Explique Kim Chapiron: « J’ai toujours vécu avec des gens de différentes confessions, dont des musulmans. Il y avait une grande tendresse entre nous tous. Le jeune Imam est né pour évoquer cela. Je souhaitais entre autres, filmer la religion musulmane, pratiquée par une immense majorité silencieuse. »

Le rôle principal dans se film moderne et courageux est joué par Abdulah Sissoko dans sa première apparition sur le grand écran. Abdulah, dans le rôle d’Ali, mène une interprétation magistrale ou il joue, révèle et incarne son personnage tout en même temps. Nous avons vu le film pendant la semaine du Festival du Film Français de France Odéon à Florence et nous avons eu la chance de parler avec ce jeune talent qui brille déjà comme une vraie étoile.

Voilà les quelques questions que nous lui avons posées.

1.Un rôle difficile et une interprétation d’autant. Qu’avez-vous pensé quand vous avez lu le scénario pour la première fois ?

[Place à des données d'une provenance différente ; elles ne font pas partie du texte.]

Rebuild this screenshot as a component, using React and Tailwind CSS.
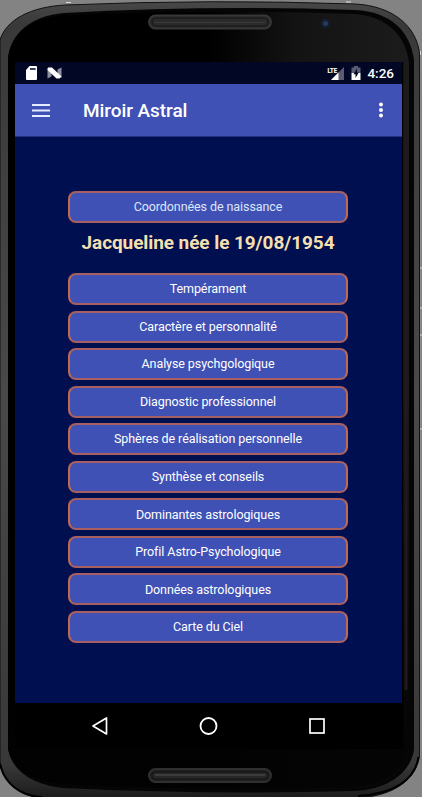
const SECTIONS = [
  'Tempérament',
  'Caractère et personnalité',
  'Analyse psychgologique',
  'Diagnostic professionnel',
  'Sphères de réalisation personnelle',
  'Synthèse et conseils',
  'Dominantes astrologiques',
  'Profil Astro-Psychologique',
  'Données astrologiques',
  'Carte du Ciel',
]

/** Phone shell: metal rim, glass, speakers and front camera. */
function PhoneFrame() {
  return (
    <svg className="col-start-1 row-start-1" width="422" height="797" viewBox="0 0 422 797" fill="none">
      <defs>
        <linearGradient id="rim" x1="0" y1="0" x2="0" y2="797" gradientUnits="userSpaceOnUse">
          <stop offset="0" stopColor="#494949" />
          <stop offset="0.03" stopColor="#393939" />
          <stop offset="0.5" stopColor="#494949" />
          <stop offset="0.96" stopColor="#383838" />
          <stop offset="1" stopColor="#1c1c1c" />
        </linearGradient>
        <linearGradient id="glass" x1="210" y1="0" x2="400" y2="0" gradientUnits="userSpaceOnUse">
          <stop offset="0" stopColor="#000" />
          <stop offset="0.45" stopColor="#131313" />
          <stop offset="1" stopColor="#1b1b1b" />
        </linearGradient>
        <linearGradient id="fade" x1="0" y1="0" x2="0" y2="797" gradientUnits="userSpaceOnUse">
          <stop offset="0.5" stopColor="#000" stopOpacity="0" />
          <stop offset="0.93" stopColor="#020203" stopOpacity="0.9" />
        </linearGradient>
      </defs>
      <rect width="422" height="797" fill="#838383" />
      <path
        d="M0 40C6 20 30 7 65 5Q211 -1 355 4C393 6 416 26 419.500 53V756C416 780 393 796 358 798H42C18 796 3 782 0 761Z"
        fill="url(#rim)"
        stroke="#111"
      />
      <path d="M420.500 54V756" stroke="#8c8c8c" />
      <path d="M0 764C4 783 20 796 42 797M358 796C394 794 415 780 418.500 757" stroke="#000" strokeWidth="2" />
      <path
        d="M8 58C11 33 31 16 64 13Q211 5 355 10C391 12 410 31 414 60V750C410 772 390 789 355 791Q211 795 62 788C31 784 11 770 8 748Z"
        fill="#050505"
      />
      <path
        d="M8 58C11 33 31 18 64 15Q211 9 355 14C384 16 405 33 409 62V750C405 771 384 786 355 788Q211 791 62 784C31 781 11 768 8 748Z"
        fill="url(#glass)"
      />
      <path
        d="M8 58C11 33 31 18 64 15Q211 9 355 14C384 16 405 33 409 62V750C405 771 384 786 355 788Q211 791 62 784C31 781 11 768 8 748Z"
        fill="url(#fade)"
      />
      <path d="M402.500 62V749" stroke="#000" strokeWidth="1.500" />
      <path d="M406 85V690" stroke="#1e1a1f" strokeWidth="3" />
      <rect x="149" y="15.500" width="122" height="13" rx="6.500" fill="#282828" stroke="#373737" strokeWidth="2" />
      <rect x="152" y="18" width="116" height="8" rx="4" fill="#2b2b2b" stroke="#171717" />
      <path d="M155 22.500H265" stroke="#3a3a3a" />
      <rect x="149" y="769" width="122" height="13" rx="6.500" fill="#202020" stroke="#303030" strokeWidth="2" />
      <rect x="152" y="772" width="116" height="7" rx="3.500" fill="#272727" stroke="#121212" />
      <path d="M155 775H265" stroke="#454545" strokeWidth="1.500" />
      <circle cx="325.500" cy="23.500" r="5" fill="#151c2a" />
      <circle cx="325.500" cy="23.500" r="2.500" fill="#253a63" />
      <path d="M66 2.500H71M346 2H351M420.500 51V55M421 267V269M421 307V309M421 334V336M421 428V430" stroke="#ddd" />
    </svg>
  )
}

function StatusBar() {
  return (
    <div className="flex h-[22px] items-center bg-[#030726] pl-[11px] pr-2 text-white">
      <svg width="11" height="14" viewBox="0 0 11 14">
        <path d="M3.500 0H10Q11 0 11 1V13Q11 14 10 14H1Q0 14 0 13V4Z" fill="#fff" />
        <path d="M4 2H9.600V4H4Z" fill="#3a3d55" />
      </svg>
      <svg className="ml-[10px]" width="15" height="12" viewBox="0 0 15 12">
        <path d="M0.500 1L4.500 3V9.500L0.500 11.500ZM10.500 2.500L14.500 0.500V11L10.500 8Z" fill="#8d8fa0" />
        <path d="M1 0.500H5L14.500 9.500L12.500 11.500H9.500L0.500 3Z" fill="#fff" />
      </svg>
      <svg className="ml-auto" width="18" height="15" viewBox="0 0 18 15">
        <path d="M17 1V14H4Z" fill="#5a5c73" />
        <path d="M11.500 6.500V14H4Z" fill="#fff" />
        <text x="0.500" y="6.500" fill="#fff" stroke="#fff" strokeWidth="0.200" fontFamily="Roboto, sans-serif" fontSize="8" fontWeight="700" textLength="9.500" lengthAdjust="spacingAndGlyphs">
          LTE
        </text>
      </svg>
      <svg className="ml-1.5" width="10" height="14" viewBox="0 0 10 14">
        <path d="M3 0H7V1.500H9.500V7H0.500V1.500H3Z" fill="#5a5c73" />
        <path d="M0.500 7H9.500V14H0.500Z" fill="#fff" />
        <path d="M6 2.500L2.500 8.300H4.500V12L7.800 6.500H6Z" fill="#030726" />
      </svg>
      <span className="ml-1.5 pt-px text-[13.5px] font-medium leading-none">4:26</span>
    </div>
  )
}

function AppBar() {
  return (
    <header className="flex h-[53px] items-center border-b border-[#26317d] bg-[#3f51b5] pl-[17px] pr-[19px] text-white">
      <svg width="18" height="13" viewBox="0 0 18 13" stroke="#e6ecff" strokeWidth="1.800">
        <path d="M0 1H18M0 6.500H18M0 12H18" />
      </svg>
      <h1 className="ml-[33px] pt-[3px] text-[19px] font-medium tracking-[-0.06px]">Miroir Astral</h1>
      <svg className="ml-auto" width="4" height="16" viewBox="0 0 4 16" fill="currentColor">
        <circle cx="2" cy="2.500" r="2" />
        <circle cx="2" cy="8" r="2" />
        <circle cx="2" cy="13.500" r="2" />
      </svg>
    </header>
  )
}

function MenuButton({ children, muted }) {
  return (
    <button
      className={`block h-8 w-[280px] rounded-[8px] border-2 border-x-[#c0694f] border-y-[#a85f60] bg-[#3f51b5] pt-px text-[12.5px] leading-none tracking-[-0.08px] ${
        muted ? 'text-[#dce6fb]' : 'text-white'
      }`}
    >
      {children}
    </button>
  )
}

function NavBar() {
  return (
    <nav className="flex h-[46px] items-center justify-between bg-black pl-[76px] pr-[76px]">
      <svg width="18" height="20" viewBox="0 0 18 20" fill="none" stroke="#fff" strokeWidth="1.700">
        <path d="M15.500 2V18L2 10Z" strokeLinejoin="round" />
      </svg>
      <svg width="20" height="20" viewBox="0 0 20 20" fill="none" stroke="#fff" strokeWidth="1.800">
        <circle cx="9.500" cy="10" r="8" />
      </svg>
      <svg width="18" height="18" viewBox="0 0 18 18" fill="none" stroke="#fff" strokeWidth="1.700">
        <rect x="2" y="2" width="14" height="14" />
      </svg>
    </nav>
  )
}

export default function App() {
  return (
    <div className="grid h-[797px] w-[422px] overflow-hidden font-['Roboto',sans-serif]">
      <PhoneFrame />
      <div className="z-10 col-start-1 row-start-1 ml-[15px] mt-[62px] w-[387px]">
        <StatusBar />
        <AppBar />
        <main className="flex h-[566px] flex-col items-center bg-[#000f50] pr-px pt-[54px]">
          <MenuButton muted>Coordonnées de naissance</MenuButton>
          <h2 className="flex h-[50px] items-start pt-[6px] text-[19px] font-bold tracking-[-0.08px] text-[#f5dfae]">
            Jacqueline née le 19/08/1954
          </h2>
          <div className="flex flex-col gap-[5.55px]">
            {SECTIONS.map((s) => (
              <MenuButton key={s}>{s}</MenuButton>
            ))}
          </div>
        </main>
        <NavBar />
      </div>
    </div>
  )
}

1.La première fois que j’ai lu le scénario, je me suis dit que c’était un rôle pour moi, et que je ne pouvais pas le laisser passer, c’était un personnage avec lequel j’avais beaucoup de points en commun, l’histoire d’ Ali je l’ai un peu vécu dans le sens que mes parents m’ont envoyé aussi dans une école coranique au Mali, un peu moins longtemps, mais j’ai vécu ça, en plus je sais lire l’arabe, réciter le Coran et oui c’était un rôle difficile et compliqué certes et même si j’ai eu ces similitudes avec le personnage, Je le voulais tellement ce rôle que j’ai beaucoup travaillé et j’ai tout donné.

2. Comment avez-vous préparé votre rôle et quelles étaient vos motivations pour réussir.

2. J’ai fréquenté Le Cours Simon – École d’Art Dramatique – dans le onzième à Paris. Quand j’ai passé le casting on m’a tout de suite dit que j’en faisais trop, je parlais trop, je faisais tout en grand, d’une façon trop théâtrale. C’est ainsi que Kim m’a fait travailler avec un coach qui s’appelle Sébastien Davis, qui est professeur d’acting à l’école Kourtrajmé. J’ai beaucoup travaillé avec lui sur la lecture du scénario et j’ai appris qu’il faut savoir lire le scénario et même le lire trente fois, pour bien saisir chaque mot, chaque mot est là pour quelque chose. J’ai travaillé avec un ami Imam qui s’appelle Djimé Touré à qui j’ai demandé conseil et il m’a beaucoup aidé et je lui en suis très reconnaissant.

3. Quelle/s était la scène plus difficile pour vous et pourquoi. En revanche, dites-nous laquelle vous avez préférée jouer.

3.La scène la plus difficile que je n’ai pas réussi, je n’en parlerai pas. Je pense que j’aurais pu faire beaucoup mieux mais tout le monde me dit que c’est génial. Je vais laisser les gens apprécier cette scène.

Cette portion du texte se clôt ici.